The act of printing

When you choose to sell your work almost exclusively in the form of physical prints you need someone reliable to do the printing. I found solid looking candidates on the web, each with their own basic options, special features, services and price tags. Opposite their shopping windows on art-works-drive was a vacant lot, elidgable for setting up a diy-printing shack. Rent was okay- one printer, and all those things to do and to consider when you go doing it yourself. {I should put a link here to a good post that explains why prints rule},

Making a satisfying decision took more time than I thought. Thinking about the economics of both time and money requires a good read of the fine print concerning the other areas that will be affected by my choices.

My relationship with my clients was a factor, as was my business reputation -and peace of mind- regarding consistent product quality and aspects of it’s handling. And what about -last but not least- the matter of my actual, true involvement with all of the steps that create the final product. How far do I think I want to take that?

Finding, sorting and comparing options of printing-houses against the detailed pros and cons of doing my own printing was like trying to keep track of multi colored fish while they race through stained glass tunnels. I needed to simplify the thinking here. I took a step back by just comparing the advantages of outsourcing-in-general -like no initial investments- against benefits of private printing. Those things that no printing-house can ever deliver. This worked well, the decision came easy: I decided to do my printing myself.

An initial reason for getting my own printer was that it would give me the space to test and experiment as much as -and whenever- I may want to. With independent access to a printer, other important advantages fall into place as well. It keeps whatever happens to the physical print close by for instance (assuring me of careful handling) but it also minimizes the time to get things done.
If I only need to make one print and I do the printing myself, I need at least one day to go from soft proofing to reviewing a dried print. If I outsource, I will have a result within a week and that would be fine too. But I often need to complete an unknown number of these cycles and when my actual printing would then depend on an outside party, the required time span would be counted in any possible number of weeks and that is way too much time. Whether I try out and develop ideas or whether I’m busy turning a new image into a print for the first time, I am more effective when I can see results straight away. If a print requires any changes, I know better what to do and how to do to it when my memories of decisions in both soft-proofing and printing are relatively fresh.

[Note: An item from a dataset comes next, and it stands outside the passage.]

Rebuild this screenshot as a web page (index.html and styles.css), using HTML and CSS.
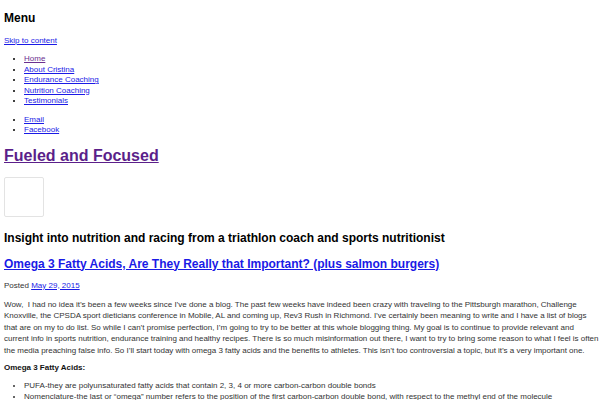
FILE: index.html
```html
<!DOCTYPE html>
<html>
<head>
<meta charset="utf-8">
<link rel="stylesheet" href="styles.css">
</head>
<body>
<div class="page">
  <h2 class="menu-title">Menu</h2>
  <a class="skip" href="#content">Skip to content</a>
  <ul class="nav">
    <li><a class="visited" href="#">Home</a></li>
    <li><a href="#">About Cristina</a></li>
    <li><a href="#">Endurance Coaching</a></li>
    <li><a href="#">Nutrition Coaching</a></li>
    <li><a href="#">Testimonials</a></li>
  </ul>
  <ul class="nav social">
    <li><a href="#">Email</a></li>
    <li><a href="#">Facebook</a></li>
  </ul>
  <h1 class="site-title"><a href="#">Fueled and Focused</a></h1>
  <div class="logo-box"></div>
  <h2 class="tagline">Insight into nutrition and racing from a triathlon coach and sports nutritionist</h2>
  <article id="content" class="post">
    <h2 class="post-title"><a href="#">Omega 3 Fatty Acids, Are They Really that Important? (plus salmon burgers)</a></h2>
    <p class="meta">Posted <a href="#">May 29, 2015</a></p>
    <p class="text">Wow,&nbsp; I had no idea it’s been a few weeks since I’ve done a blog. The past few weeks have indeed been crazy with traveling to the Pittsburgh marathon, Challenge Knoxville, the CPSDA sport dieticians conference in Mobile, AL and coming up, Rev3 Rush in Richmond. I’ve certainly been meaning to write and I have a list of blogs that are on my to do list. So while I can’t promise perfection, I’m going to try to be better at this whole blogging thing. My goal is to continue to provide relevant and current info in sports nutrition, endurance training and healthy recipes. There is so much misinformation out there, I want to try to bring some reason to what I feel is often the media preaching false info. So I’ll start today with omega 3 fatty acids and the benefits to athletes. This isn’t too controversial a topic, but it’s a very important one.</p>
    <p class="text"><strong>Omega 3 Fatty Acids:</strong></p>
    <ul class="text-list">
      <li>PUFA-they are polyunsaturated fatty acids that contain 2, 3, 4 or more carbon-carbon double bonds</li>
      <li>Nomenclature-the last or “omega” number refers to the position of the first carbon-carbon double bond, with respect to the methyl end of the molecule</li>
      <li>Omega 3 fatty acids are essential fatty acids, meaning the body cannot make them</li>
    </ul>
  </article>
</div>
</body>
</html>
```

FILE: styles.css
```css
html, body {
  margin: 0;
  padding: 0;
  background: #fff;
}
body {
  font-family: "Liberation Sans", Arial, sans-serif;
  color: #000;
}
.page {
  padding: 4px 0 4px 4px;
}
a {
  color: #1a1ae6;
}
a.visited {
  color: #6b2f8f;
}
.menu-title {
  font-size: 12px;
  font-weight: bold;
  margin: 7px 0 11px;
  line-height: 14px;
}
.skip {
  display: block;
  font-size: 8px;
  line-height: 10px;
}
.nav {
  list-style: disc;
  margin: 8px 0 0;
  padding-left: 20px;
  font-size: 8px;
  line-height: 10.5px;
}
.nav.social {
  margin-top: 8px;
}
.site-title {
  font-size: 16px;
  line-height: 19px;
  margin: 10px 0 12px;
}
.site-title a {
  color: #5b1f8a;
}
.logo-box {
  width: 38px;
  height: 38px;
  border: 1px solid #e3e3e3;
  border-radius: 2px;
}
.tagline {
  font-size: 12px;
  line-height: 15px;
  margin: 14px 0 11px;
}
.post-title {
  font-size: 12px;
  line-height: 15px;
  margin: 0 0 8px;
}
.post-title a {
  color: #1a1ae6;
}
.meta {
  font-size: 8px;
  line-height: 11px;
  color: #333;
  margin: 0 0 8px;
}
.text {
  font-size: 8px;
  line-height: 11.5px;
  color: #333;
  margin: 0 0 6px;
  letter-spacing: -0.02px;
}
.text strong {
  color: #111;
}
.text-list {
  font-size: 8px;
  line-height: 11.5px;
  color: #333;
  margin: 0;
  padding-left: 20px;
}
```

There is another factor too.
In my set up, the final print is the original intention, the goal that comes into view at point of capture.
To me it makes no sense to pour all my care and attention into every step on the way, only to have someone else decide how everything should come together.
The act of creating the actual print turns everything that leads up to it, into an independent form; something tangible that communicates my artistic perception to the outer world.
I feel that a print is good when it is that perception, not a translation of it. The route to get there is -in my opinion- to do every step yourself.
Yes- a good file and a good set of instructions for a printing house will reproduce equal copies, but in my experience they become representations that lack the individuality that comes through the handling and the personal attention that make every single print itself a unique gesture; by you and nobody else but you.

This also means that I can not routinely reproduce a print-ready digital file any number of times through automated batches.
Perhaps it seems impractical but if I want a print to have its own character, the consequence is to approach it like a potter that can only throw one cup at the time.

Although it makes each print somewhat time consuming it is an intensive play that I actually enjoy a lot.
It is amazing to be immersed in a quiet and deliberate process where every move seems slowed down as if you are wading through water.

It pays well off too and every time I get to take a fresh print out of the machine, I am stunned.
I feel the care that was taken to create it but I also get the sensation that I do not know what kind of product I am looking at; it is difficult to find proof for what you know in your head about what are actually seeing and somehow I don’t want to put it down either. Just to hold it and to look at it while you can’t understand that you are looking at a photo is an experience in itself.

So if you would ask me who should do your printing for you I would say that you should too.
Because, especially in this particular game I believe that you are the only who can.

There must be plenty of cases where the opposite is the right way to go.
If you feel you can totally rely on your printinghouse to do what you want them to do for you; by all means let them get their hands moving. It would be the right thing to do because (soft proofing excluded) you skip a lot of effort, you omit an ongoing learning curve, it saves you storage and working space, you only have to pay per print and you don’t have to commit to being wed to a machine that becomes a pain when you neglect her.

No exceptions? Well, yes. I would try to find a printing house that has a welcome to my personal on-the-floor-involvement if I wanted to go larger than what I can do in my print shed.
(My prints can have a maximum width of 17 inches.)
When I can involve a party that brings me close to prints-done-by-me I will embrace the opportunity and broadcast the welcome addition to the repertoire.